Well, we didn't. Enter the OP Stack.

The Optimism team has been working on scaling Ethereum for over five years. First with plasma, then with OP mainnet and most recently the introduction of the OP Stack and the vision for the Superchain. So what’s the OP Stack? In Optimism’s words, it’s “an open-source, shared and standardized framework” for building Ethereum rollups. From our perspective, it is three things:

  1. Time Saver: 99% reduction in development time (it may actually be infinity% because I doubt it’s possible for most teams to build a rollup on their own)

  2. Battle Tested: This is the same codebase that has been powering OP Mainnet for years and securing billions in TVL without incident.

  3. Ethereum Aligned: Optimism is the most Ethereum-aligned team I’ve ever seen, perhaps to their own detriment at times. But if you can be sure of one thing, it’s that Optimism will continue to embed the core ethos of Ethereum into the OP Stack.

We’re not the only ones who think this way, with the likes of Base, Zora and Gitcoin all launching OP Stack Chains recently. Going from impossibly hard to definitely doable is pretty great, but let’s not stop there. We want launching our own rollup to be easy, an afterthought. That’s where Conduit comes in. Even when you have the whole stack designed, built and tested, securely operating the infrastructure for a sequencer is a huge task, and not one that protocol teams are set up for. With Conduit, that issue is eliminated, and the Lyra DAO can focus almost exclusively on building the protocol.


Ok so the OP Stack is great and all, enabling rapid deployment of fully functional Ethereum rollups, but we were already live on Optimism and Arbitrum, why not just build Lyra V2 there? What makes Lyra Chain better than the status quo? It’s part quantitative (performance) and part qualitative (new features). Let’s tackle the new stuff first.


Just like any rollup, Lyra Chain has an economic structure that fundamentally involves selling blockspace to its users (Lyra traders) and purchasing it from Ethereum to ensure that there is sufficient data available on L1. This activity accrues fees to the owner of the rollup, Lyra DAO, who incurs costs when posting the data to L1. If Lyra V2 is successful and the Lyra DAO can govern the rollup effectively, it will be able to capture a sustainable margin of ETH-denominated transaction fees.
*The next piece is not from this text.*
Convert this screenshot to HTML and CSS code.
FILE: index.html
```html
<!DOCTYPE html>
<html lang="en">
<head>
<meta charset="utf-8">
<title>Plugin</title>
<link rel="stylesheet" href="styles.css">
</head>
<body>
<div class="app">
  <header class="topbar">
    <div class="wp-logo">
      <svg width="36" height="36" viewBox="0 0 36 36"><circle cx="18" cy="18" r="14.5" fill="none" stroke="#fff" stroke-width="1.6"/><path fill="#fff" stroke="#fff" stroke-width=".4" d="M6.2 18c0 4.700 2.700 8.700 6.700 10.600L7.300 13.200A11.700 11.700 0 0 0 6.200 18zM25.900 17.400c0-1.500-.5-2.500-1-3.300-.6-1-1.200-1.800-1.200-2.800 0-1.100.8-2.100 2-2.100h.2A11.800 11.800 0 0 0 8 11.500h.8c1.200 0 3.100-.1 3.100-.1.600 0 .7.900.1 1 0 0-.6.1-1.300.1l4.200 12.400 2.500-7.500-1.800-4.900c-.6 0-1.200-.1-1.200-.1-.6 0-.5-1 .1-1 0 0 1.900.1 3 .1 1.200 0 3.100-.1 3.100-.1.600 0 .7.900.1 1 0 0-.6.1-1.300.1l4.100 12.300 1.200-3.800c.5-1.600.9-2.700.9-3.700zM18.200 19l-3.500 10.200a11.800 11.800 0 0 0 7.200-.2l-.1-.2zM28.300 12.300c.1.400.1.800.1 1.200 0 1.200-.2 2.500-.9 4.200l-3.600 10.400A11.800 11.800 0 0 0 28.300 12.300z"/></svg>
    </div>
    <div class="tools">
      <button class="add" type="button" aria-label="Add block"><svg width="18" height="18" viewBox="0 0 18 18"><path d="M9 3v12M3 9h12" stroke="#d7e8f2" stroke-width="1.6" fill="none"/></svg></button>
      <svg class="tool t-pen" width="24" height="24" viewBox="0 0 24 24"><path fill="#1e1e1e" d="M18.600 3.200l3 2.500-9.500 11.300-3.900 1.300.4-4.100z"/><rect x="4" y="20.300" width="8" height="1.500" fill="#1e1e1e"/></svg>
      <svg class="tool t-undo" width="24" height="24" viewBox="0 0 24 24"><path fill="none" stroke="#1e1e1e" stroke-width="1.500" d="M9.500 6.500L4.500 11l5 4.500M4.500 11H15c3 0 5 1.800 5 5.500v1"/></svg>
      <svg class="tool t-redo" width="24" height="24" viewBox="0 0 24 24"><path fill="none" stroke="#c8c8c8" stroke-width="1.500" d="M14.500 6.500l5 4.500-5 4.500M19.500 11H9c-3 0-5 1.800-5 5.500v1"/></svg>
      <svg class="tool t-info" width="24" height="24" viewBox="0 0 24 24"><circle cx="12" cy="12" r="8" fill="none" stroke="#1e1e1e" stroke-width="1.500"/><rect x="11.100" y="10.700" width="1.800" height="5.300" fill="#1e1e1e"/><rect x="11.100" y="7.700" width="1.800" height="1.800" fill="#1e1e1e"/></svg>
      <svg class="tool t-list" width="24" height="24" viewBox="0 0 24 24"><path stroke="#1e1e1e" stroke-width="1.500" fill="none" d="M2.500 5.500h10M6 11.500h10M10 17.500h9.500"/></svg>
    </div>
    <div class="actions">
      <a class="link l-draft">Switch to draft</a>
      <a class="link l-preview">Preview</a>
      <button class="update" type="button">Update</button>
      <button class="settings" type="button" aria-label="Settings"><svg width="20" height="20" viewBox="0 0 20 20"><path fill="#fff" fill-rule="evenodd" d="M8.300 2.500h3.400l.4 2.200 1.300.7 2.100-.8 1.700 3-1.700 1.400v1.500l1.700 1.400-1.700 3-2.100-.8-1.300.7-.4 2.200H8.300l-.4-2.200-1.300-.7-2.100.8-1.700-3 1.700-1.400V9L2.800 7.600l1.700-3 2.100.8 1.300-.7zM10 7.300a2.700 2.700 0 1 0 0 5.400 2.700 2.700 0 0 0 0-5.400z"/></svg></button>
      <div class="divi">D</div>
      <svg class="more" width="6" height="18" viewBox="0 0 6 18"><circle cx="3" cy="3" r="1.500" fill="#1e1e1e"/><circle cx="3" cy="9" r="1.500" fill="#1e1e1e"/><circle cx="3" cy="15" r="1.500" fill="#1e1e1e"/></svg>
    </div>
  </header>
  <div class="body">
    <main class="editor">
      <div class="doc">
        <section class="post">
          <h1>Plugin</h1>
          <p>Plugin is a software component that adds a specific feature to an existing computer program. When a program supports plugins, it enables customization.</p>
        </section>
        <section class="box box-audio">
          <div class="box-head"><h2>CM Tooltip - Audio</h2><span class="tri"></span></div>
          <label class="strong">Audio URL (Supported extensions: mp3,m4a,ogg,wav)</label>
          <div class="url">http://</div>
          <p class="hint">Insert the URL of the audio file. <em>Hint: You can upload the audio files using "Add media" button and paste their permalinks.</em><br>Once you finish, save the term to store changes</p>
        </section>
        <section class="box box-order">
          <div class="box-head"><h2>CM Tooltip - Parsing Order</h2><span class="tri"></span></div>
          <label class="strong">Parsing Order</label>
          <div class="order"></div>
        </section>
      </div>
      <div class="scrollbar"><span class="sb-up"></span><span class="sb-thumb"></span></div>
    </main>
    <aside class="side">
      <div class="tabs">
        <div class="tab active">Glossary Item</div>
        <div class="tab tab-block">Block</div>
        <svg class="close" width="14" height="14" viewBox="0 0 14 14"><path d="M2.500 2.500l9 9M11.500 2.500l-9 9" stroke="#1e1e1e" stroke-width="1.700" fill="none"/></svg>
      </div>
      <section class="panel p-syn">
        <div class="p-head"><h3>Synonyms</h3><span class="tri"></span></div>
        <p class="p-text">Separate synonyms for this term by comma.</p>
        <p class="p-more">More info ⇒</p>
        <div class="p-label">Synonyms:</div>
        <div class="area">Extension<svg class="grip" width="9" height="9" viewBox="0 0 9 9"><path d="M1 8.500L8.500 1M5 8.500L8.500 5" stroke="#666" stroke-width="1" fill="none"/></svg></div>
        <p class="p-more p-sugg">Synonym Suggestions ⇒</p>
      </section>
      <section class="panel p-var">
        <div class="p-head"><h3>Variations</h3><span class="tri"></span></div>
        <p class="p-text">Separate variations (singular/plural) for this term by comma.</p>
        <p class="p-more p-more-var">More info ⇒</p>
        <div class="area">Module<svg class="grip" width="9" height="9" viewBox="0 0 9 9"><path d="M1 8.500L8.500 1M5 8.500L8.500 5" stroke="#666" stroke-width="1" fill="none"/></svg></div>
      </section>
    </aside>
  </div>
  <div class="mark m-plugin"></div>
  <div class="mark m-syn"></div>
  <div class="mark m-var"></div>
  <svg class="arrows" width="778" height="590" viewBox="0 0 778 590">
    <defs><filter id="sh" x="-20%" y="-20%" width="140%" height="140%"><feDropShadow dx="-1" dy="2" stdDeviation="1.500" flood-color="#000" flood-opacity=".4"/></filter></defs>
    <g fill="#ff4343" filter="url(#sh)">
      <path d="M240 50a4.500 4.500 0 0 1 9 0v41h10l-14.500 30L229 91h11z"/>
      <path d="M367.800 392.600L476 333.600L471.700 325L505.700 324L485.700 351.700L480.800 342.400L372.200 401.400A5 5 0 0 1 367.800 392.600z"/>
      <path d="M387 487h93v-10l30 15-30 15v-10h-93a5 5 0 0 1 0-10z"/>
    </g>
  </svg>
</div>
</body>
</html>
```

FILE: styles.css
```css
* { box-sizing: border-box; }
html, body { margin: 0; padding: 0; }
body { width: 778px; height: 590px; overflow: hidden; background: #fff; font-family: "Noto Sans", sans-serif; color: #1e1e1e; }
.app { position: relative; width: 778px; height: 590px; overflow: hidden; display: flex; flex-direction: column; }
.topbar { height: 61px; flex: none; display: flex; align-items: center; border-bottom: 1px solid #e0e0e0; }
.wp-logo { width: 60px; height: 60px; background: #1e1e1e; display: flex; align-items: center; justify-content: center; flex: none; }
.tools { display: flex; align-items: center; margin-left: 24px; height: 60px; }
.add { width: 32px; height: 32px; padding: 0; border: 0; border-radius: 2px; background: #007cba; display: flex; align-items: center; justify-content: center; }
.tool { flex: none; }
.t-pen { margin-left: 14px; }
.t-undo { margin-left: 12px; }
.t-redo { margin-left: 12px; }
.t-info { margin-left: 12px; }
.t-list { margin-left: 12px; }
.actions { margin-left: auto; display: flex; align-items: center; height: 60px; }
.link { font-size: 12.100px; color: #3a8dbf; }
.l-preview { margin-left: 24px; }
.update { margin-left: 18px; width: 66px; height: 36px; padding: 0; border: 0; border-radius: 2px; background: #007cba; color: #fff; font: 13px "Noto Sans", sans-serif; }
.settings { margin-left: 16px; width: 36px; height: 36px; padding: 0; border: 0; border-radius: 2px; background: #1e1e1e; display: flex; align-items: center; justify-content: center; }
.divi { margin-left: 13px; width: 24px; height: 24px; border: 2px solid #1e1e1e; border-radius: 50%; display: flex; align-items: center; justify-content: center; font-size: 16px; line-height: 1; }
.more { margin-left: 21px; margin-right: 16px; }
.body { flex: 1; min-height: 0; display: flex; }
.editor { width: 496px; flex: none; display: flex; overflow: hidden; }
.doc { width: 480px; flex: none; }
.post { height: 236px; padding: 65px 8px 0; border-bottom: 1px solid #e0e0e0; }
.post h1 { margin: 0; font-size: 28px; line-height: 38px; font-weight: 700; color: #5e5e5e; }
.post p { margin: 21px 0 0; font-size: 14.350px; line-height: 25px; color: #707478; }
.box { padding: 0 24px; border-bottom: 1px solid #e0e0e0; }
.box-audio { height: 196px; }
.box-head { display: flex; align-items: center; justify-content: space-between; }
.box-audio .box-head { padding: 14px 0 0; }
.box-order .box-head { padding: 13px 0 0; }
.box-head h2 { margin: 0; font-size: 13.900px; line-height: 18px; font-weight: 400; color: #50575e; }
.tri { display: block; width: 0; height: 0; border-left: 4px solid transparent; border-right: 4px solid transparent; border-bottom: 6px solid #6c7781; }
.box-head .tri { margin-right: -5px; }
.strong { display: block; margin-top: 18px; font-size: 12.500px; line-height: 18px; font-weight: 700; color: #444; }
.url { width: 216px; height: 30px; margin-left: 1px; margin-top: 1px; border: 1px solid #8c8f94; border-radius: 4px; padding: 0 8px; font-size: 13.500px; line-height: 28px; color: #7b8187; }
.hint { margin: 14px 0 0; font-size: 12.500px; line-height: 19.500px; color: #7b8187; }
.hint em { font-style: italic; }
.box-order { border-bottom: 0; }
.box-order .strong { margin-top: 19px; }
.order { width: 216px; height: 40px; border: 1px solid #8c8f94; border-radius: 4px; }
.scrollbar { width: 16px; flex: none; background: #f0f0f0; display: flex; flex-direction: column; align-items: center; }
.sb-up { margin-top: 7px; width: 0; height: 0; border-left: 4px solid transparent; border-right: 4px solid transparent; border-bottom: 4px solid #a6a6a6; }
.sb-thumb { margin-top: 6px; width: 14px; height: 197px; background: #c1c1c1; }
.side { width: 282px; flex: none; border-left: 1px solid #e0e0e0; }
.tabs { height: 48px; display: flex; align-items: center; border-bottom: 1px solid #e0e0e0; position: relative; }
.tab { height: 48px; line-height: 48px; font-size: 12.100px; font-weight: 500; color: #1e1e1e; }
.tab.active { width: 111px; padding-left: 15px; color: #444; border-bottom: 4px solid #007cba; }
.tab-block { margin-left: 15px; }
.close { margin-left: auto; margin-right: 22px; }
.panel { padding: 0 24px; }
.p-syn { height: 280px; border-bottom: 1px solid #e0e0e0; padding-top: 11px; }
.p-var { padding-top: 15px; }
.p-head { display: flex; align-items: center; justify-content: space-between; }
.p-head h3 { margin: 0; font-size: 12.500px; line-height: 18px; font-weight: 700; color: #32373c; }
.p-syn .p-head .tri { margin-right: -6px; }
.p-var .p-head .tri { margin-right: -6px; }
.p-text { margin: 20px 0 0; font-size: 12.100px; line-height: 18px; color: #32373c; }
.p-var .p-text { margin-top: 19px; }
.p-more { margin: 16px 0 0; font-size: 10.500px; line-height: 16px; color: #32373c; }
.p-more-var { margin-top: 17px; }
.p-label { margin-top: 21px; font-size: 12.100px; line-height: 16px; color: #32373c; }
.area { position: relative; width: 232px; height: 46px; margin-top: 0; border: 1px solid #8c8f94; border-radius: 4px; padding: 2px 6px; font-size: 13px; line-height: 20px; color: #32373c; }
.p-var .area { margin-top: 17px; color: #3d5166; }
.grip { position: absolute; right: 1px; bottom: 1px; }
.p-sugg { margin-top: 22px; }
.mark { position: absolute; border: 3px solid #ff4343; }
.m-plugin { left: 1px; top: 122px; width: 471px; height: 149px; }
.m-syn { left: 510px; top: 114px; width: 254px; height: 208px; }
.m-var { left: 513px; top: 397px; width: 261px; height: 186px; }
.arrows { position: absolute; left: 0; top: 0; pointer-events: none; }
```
This structure is visualised below.

Lyra Chain Economic Model
Lyra Chain Economic Model


With different paradigms and standards for accounts on EVM, it’s hard for users to find the right setup for the right app. But a new chain is a blank canvas; when users bridge to Lyra Chain, we can give them an account setup tailored for trading.

Users deposit from an EOA on Ethereum mainnet to a smart contract account on the rollup. By leveraging the latest and greatest in account abstraction, we unlock the bleeding edge of transaction UX, blurring the line between protocols and accounts:

  • Trade without gas: You only ever need USDC on Lyra Chain. Using bundlers and paymasters from EIP-4337 we unlock native gasless transactions.

  • Trade everywhere: You can easily authorize all of your devices to trade on one account using session keys. Session keys are a smart contract module that give a device authority to make a limited amount of trades over a limited amount of time. One-click, no MetaMask popups, with maximum security and control from your signer.

We can also proactively integrate chain-level features and do things like running the ERC-4337 bundler alongside the sequencer, which helps devs who want to build AA-native dapps.

The Superchain

The further out we look, the more excited we get. The Superchain is coming. A network of OP Stack Chains that share security and a communication layer. It’s designed to bring internet-level scale to Ethereum. Why is this great for Lyra? Well for one, all chains in the Superchain will have atomic composability with each other. This means composability with Base, Zora and Gitcoin, just to name a few. If Base can bring a billion people onchain (or even a million), Lyra’s universe of potential traders has increased by several orders of magnitude. These users could access Lyra without even needing to bridge. The opportunity for Lyra is to become the foundational derivatives liquidity for the Superchain.

More than just an App-chain

At launch, Lyra Chain will only house one protocol - Lyra V2- meaning it will be an “app-chain”. This is a similar situation to what we see with DyDx and most of the OP Stack Chains launched to date (excluding Base). However, there is no constraint here. We know derivatives liquidity is a foundational component of the financial system and if Lyra V2 can succeed, it’s only natural to imagine dozens of protocols built on Lyra Chain that directly integrate with that liquidity. We’ve already seen this on a small scale with Lyra V1 - Polynomial, Brahma, dHedge, Strands. Who will be the first to integrate and build on top of Lyra V2? I for one am very excited to see what else gets built on Lyra Chain.


If you’re still reading you may actually care about the performance of Lyra V2 and why we built our own chain instead of using OP mainnet or (god forbid) Ethereum L1. Being transparent and decentralized come at a cost. In contrast to many other projects, in Lyra V2 all the margin calculation logic is onchain, even while supporting advanced features like portfolio and cross margin. This makes Lyra v2 very gas intensive, for example, an account with 32 positions will take roughly 1~2 million gas to trade; and this number goes up to 5 million for 64 positions. While it’s obviously impossible to do on L1 (5m gas will take 180 USD to trade given gas price of 20gwei), with the help of rollups like Optimism, this number can be under 1 USD. But using a shared rollup like Optimism would mean sharing the throughput with other protocols too; on average, Optimism process 3m gas of computation every block, which jumps up to 20m when the network is busy. With the 30m gas cap and 2 second-block time, this leaves very limited resources to maximise usability for traders, we will likely need to cap the max positions size at a number under 30. Using a custom rollup makes it easy for us to double the performance by setting the block time to 1 second and lower the tx cost during peak hours by having a higher target block gas. With these parameters, we can settle up to 10 trades between huge accounts per second, around 30 trades per second with average traders, and up to 80 trades for perp traders, while allowing up to 100 positions per account.


Lyra Chain has made us harder, better and faster and as a result, we will become stronger. But with great strength comes great responsibility. The DAO must take on the role of governing Lyra Chain, fostering its growth and ensuring its reliability and security. This task will not be shouldered alone, we expect to work closely with Optimism, Conduit and all teams building OP Stack Chains to bring the Superchain to life. This effort has already begun with the law of chains, which lays out a vision for a unified collective of chains committed to open and decentralised blockspace. As we move forward, the DAO will need to contribute to the Law of Chains to ensure that we build the best possible future.